Nauseda wyraził również zaniepokojenie "pełną integracją wojskową Białorusi z rosyjskimi strukturami wojskowymi i doktrynami".

- To stawia nowe wyzwania wobec zbiorowego bezpieczeństwa NATO. NATO powinno odpowiednio dostosować swoje plany, strategię i taktykę i być przygotowanym na ewentualną odpowiedź - powiedział prezydent.

"Napięcia są wysokie od tygodni"

We wcześniej rozmowie z łotewską telewizją Stoltenberg mówił, że kryzys migracyjny na wschodniej granicy Unii Europejskiej jeszcze się nie skończył. Podkreślił, że migranci wciąż próbują dostać się do UE nielegalnie z Białorusi.

- Intensywność trochę się zmieniła, oczywiście nie jest tak poważna, jak kilka dni temu. Ale myślę, że jest za wcześnie, aby powiedzieć, że to koniec – powiedział. Przypomniał, że napięcia są wysokie od tygodni, ponieważ migranci z Iraku, Jemenu, Syrii, Afganistanu czy Iranu próbują przekroczyć zewnętrzne granice UE, a najbardziej dotknięte tym zjawiskiem są Polska, Litwa i Łotwa.

Według szefa NATO sytuacja na granicy polsko-białoruskiej wywołuje kryzys humanitarny, ponieważ mieszkańcy nieformalnych obozowisk cierpią z powodu niskich temperatur. - Musimy być czujni, musimy uważnie obserwować rozwój sytuacji i nadal wysyłać jasne przekazy – powiedział Stoltenberg.

Jego zdaniem reżim Łukaszenki wykorzystuje niewinnych ludzi, co jest cyniczną i nieludzką strategią. W związku z tym szef NATO podkreślił, że w pełni solidaryzuje się ze wszystkimi zaangażowanymi w tę sytuację sojusznikami Paktu.

Apel do Moskwy w sprawie Ukrainy

Stoltenberg w wywiadzie nawiązał także do rozmieszczenia wojsk rosyjskich na granicy z Ukrainą i wezwał Moskwę do przejrzystości i powściągliwości w tej sprawie.
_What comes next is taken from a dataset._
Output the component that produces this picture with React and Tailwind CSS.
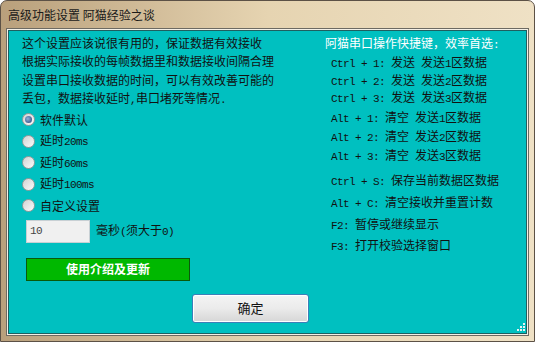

Kwestia ta, podobnie jak problem migracji, ma zostać poruszona na spotkaniu ministrów spraw zagranicznych NATO w Rydze we wtorek i środę.

Stoltenberg i przewodnicząca Komisji Europejskiej Ursula von der Leyen odwiedzili w niedzielę Litwę i Łotwę, gdzie rozmawiali z przedstawicielami tamtejszych władz o sytuacji na wschodniej granicy Unii Europejskiej z Białorusią.